→ RECORDED DATA
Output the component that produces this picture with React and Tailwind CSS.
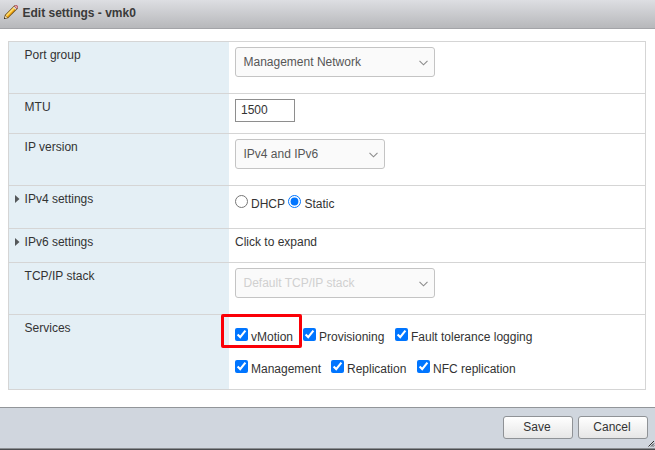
import React from "react";

function PencilIcon() {
  return (
    <svg width="16" height="16" viewBox="0 0 16 16" className="block">
      <path d="M1 15 L1.8 11 L11.3 1.5 L12.4 1 L15 3.6 L14.6 4.7 L5 14.2 Z" fill="#6b4a14" />
      <path d="M2.7 11.4 L11 3.1 L13 5.1 L4.7 13.4 Z" fill="#f5a914" />
      <path d="M2.7 11.2 L10.8 3.1 L11.9 4.2 L3.8 12.3 Z" fill="#ffdf70" />
      <path d="M1.8 14.2 L2.5 11.7 L4.4 13.6 Z" fill="#f8e6c4" />
      <path d="M10.3 3.6 L11.4 2.5 L13.6 4.7 L12.5 5.8 Z" fill="#d5dae0" />
      <path d="M11.3 2.4 L12.4 1 L13.9 1.1 L15 2.2 L15 3.7 L13.7 4.8 Z" fill="#b9606c" />
      <path d="M11.9 2.4 L12.8 1.6 L14.4 3.2 L13.6 4.1 Z" fill="#f0b3b8" />
      <path d="M1 15 L1.4 13.4 L2.6 14.6 Z" fill="#1c1c1c" />
    </svg>
  );
}

function Row({ label, height, expandable, last, children }) {
  return (
    <div className={`flex ${height} ${last ? "" : "border-b border-[#d5d5d5]"}`}>
      <div className="flex w-[220px] shrink-0 items-start bg-[#e4eff5] pt-[5px]">
        <div className="flex h-4 w-[15.6px] shrink-0 items-center pl-[6px]">
          {expandable && (
            <svg width="5" height="8" viewBox="0 0 5 8">
              <path d="M0 0 L4.5 4 L0 8 Z" fill="#55585a" />
            </svg>
          )}
        </div>
        <span>{label}</span>
      </div>
      <div className="min-w-0 flex-1 pl-[6px]">{children}</div>
    </div>
  );
}

function Select({ width, muted, children }) {
  return (
    <div
      className={`flex h-[30px] items-center justify-between rounded-[3px] border border-[#c4c4c4] bg-[#fafafa] pr-[6px] pl-[7.5px] ${width} ${
        muted ? "text-[#d0d0d0]" : "text-[#565656]"
      }`}
    >
      <span>{children}</span>
      <svg width="9" height="6" viewBox="0 0 9 6" fill="none" className="mt-[2px]">
        <path d="M0.5 0.8 L4.5 4.8 L8.5 0.8" stroke="#8c8c8c" strokeWidth="1.1" />
      </svg>
    </div>
  );
}

function Check({ width, children }) {
  return (
    <label className={`flex items-start ${width}`}>
      <input type="checkbox" defaultChecked className="m-0 h-[13px] w-[13px] shrink-0" />
      <span className="mt-px ml-[3px] leading-4">{children}</span>
    </label>
  );
}

function Button({ children }) {
  return (
    <button className="h-[23px] w-[70px] rounded-[3px] border border-[#8f9296] bg-linear-to-b from-white to-[#e6e6e6] pr-[2px] pb-px text-[#333]">
      {children}
    </button>
  );
}

export default function App() {
  return (
    <div className="flex h-[450px] w-[655px] flex-col overflow-hidden border-b border-[#4b4d50] bg-white font-['Liberation_Sans',Arial,sans-serif] text-[12px] leading-4 text-[#333]">
      <header className="flex h-[29px] items-start border-b border-[#a3a4a8] bg-linear-to-b from-[#dddee2] to-[#b7b8bb] pt-[5px] pl-[3px]">
        <div className="-mt-px">
          <PencilIcon />
        </div>
        <h1 className="ml-[3.5px] font-bold text-[#3a3a3a]">Edit settings - vmk0</h1>
      </header>

      <main className="h-[378px] px-2 pt-3">
        <div className="w-[638px] border border-[#d5d5d5]">
          <Row label="Port group" height="h-[52px]">
            <div className="pt-[5px]">
              <Select width="w-[200px]">Management Network</Select>
            </div>
          </Row>
          <Row label="MTU" height="h-[40px]">
            <div className="pt-[5px]">
              <input
                type="text"
                defaultValue="1500"
                className="block h-[23px] w-[60px] border border-[#8e8e8e] bg-white px-[5px] pb-px text-[#333]"
              />
            </div>
          </Row>
          <Row label="IP version" height="h-[52px]">
            <div className="pt-[5px]">
              <Select width="w-[150px]">IPv4 and IPv6</Select>
            </div>
          </Row>
          <Row label="IPv4 settings" height="h-[43px]" expandable>
            <div className="flex items-start pt-[9px]">
              <label className="flex w-[53px] items-start">
                <input type="radio" name="ipv4" className="m-0 h-[13px] w-[13px] shrink-0" />
                <span className="mt-px ml-[3px]">DHCP</span>
              </label>
              <label className="flex items-start">
                <input type="radio" name="ipv4" defaultChecked className="m-0 h-[13px] w-[13px] shrink-0" />
                <span className="mt-px ml-[3.5px]">Static</span>
              </label>
            </div>
          </Row>
          <Row label="IPv6 settings" height="h-[34px]" expandable>
            <div className="pt-[5px]">Click to expand</div>
          </Row>
          <Row label="TCP/IP stack" height="h-[52px]">
            <div className="pt-[5px]">
              <Select width="w-[200px]" muted>
                Default TCP/IP stack
              </Select>
            </div>
          </Row>
          <Row label="Services" height="h-[74px]" last>
            <div className="relative pt-[13px]">
              <div className="flex h-8 items-start">
                <Check width="w-[68px]">vMotion</Check>
                <Check width="w-[92px]">Provisioning</Check>
                <Check width="w-[150px]">Fault tolerance logging</Check>
              </div>
              <div className="flex items-start">
                <Check width="w-[96px]">Management</Check>
                <Check width="w-[86px]">Replication</Check>
                <Check width="w-[120px]">NFC replication</Check>
              </div>
              <div className="absolute top-[-1px] left-[-14px] h-[34px] w-[81px] rounded-[2px] border-3 border-[#fb0007]" />
            </div>
          </Row>
        </div>
      </main>

      <footer className="flex h-[42px] flex-col border-t border-b border-t-[#929599] border-b-[#8b8e92] bg-[#d0d6de]">
        <div className="flex items-start justify-end gap-[5px] pt-2 pr-[7px]">
          <Button>Save</Button>
          <Button>Cancel</Button>
        </div>
        <svg width="7" height="7" viewBox="0 0 7 7" className="mt-[1px] self-end">
          <path d="M0.5 6.5 L6 1 M3 6.5 L6 3.5 M5 6.6 L6.1 5.5" stroke="#2f2f2f" strokeWidth="1" />
        </svg>
      </footer>
    </div>
  );
}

→ PROBLEM TO SOLVE
Up to and including the line with "import React from", copy the data above from its first line. Skip pictures.

→ FULL ANSWER
Output the component that produces this picture with React and Tailwind CSS.
import React from "react";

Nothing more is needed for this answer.